Edina Police Chief Dave Nelson said Thursday that many have reached out with concerns and he's listening, welcoming "these tough conversations as they will help us continue to progress in law enforcement and heal from this tragedy together." 

Nelson pointed out that the department's required training for officers and its Race and Equity work plan is available online. He described the department's hiring process as "lengthy and extremely in-depth to make sure that the person we are hiring meets those high standards and the City's values of integrity, quality and service." 

"I can speak for all of our officers when I say that every member of the Edina Police Department takes pride in wearing our badge and we won't shy away from having these tough conversations. Our success depends on the trust from the public and we will work hard every day to earn and keep it," Nelson said. 

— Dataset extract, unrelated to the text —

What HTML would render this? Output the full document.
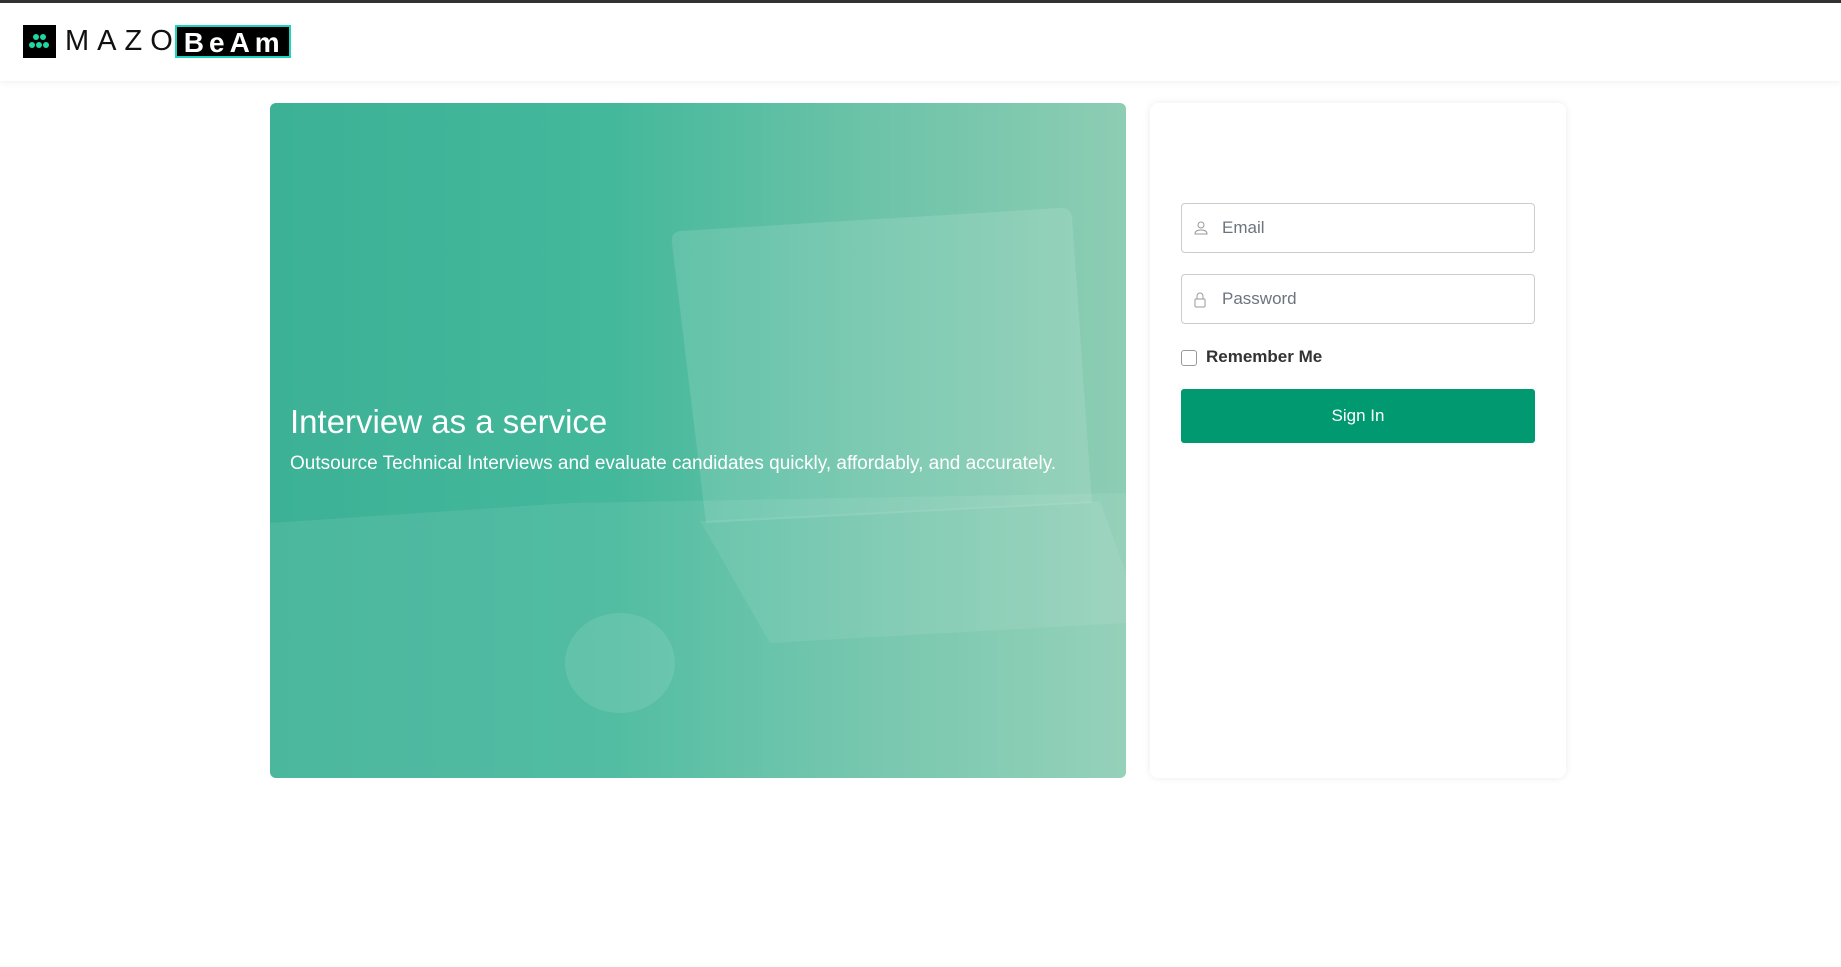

In a message to Minnetonka residents, the city's leadership described how as "a predominantly white suburb only a handful of miles from Minneapolis, we’re forced to look harder at the disparities that exist right here in our community."

"It is our responsibility now and always to ask what role we can play in demanding equity where it is lacking. And then we must act," the message, signed by Minnetonka Mayor Brad Wiersum, Police Chief Scott Boerboom and City Manager Geralyn Barone, stated. 

The city said its police chief will openly discuss the department’s use-of-force policy and de-escalation training at a June 8 council meeting and it'll soon be putting info about specific police policies and training on the city's website. Additionally, the Minnetonka Police Department plans to continue working closely with local faith leaders and communities of color to gain a better understanding of all voices in the city, and to learn where they need to step up and make changes.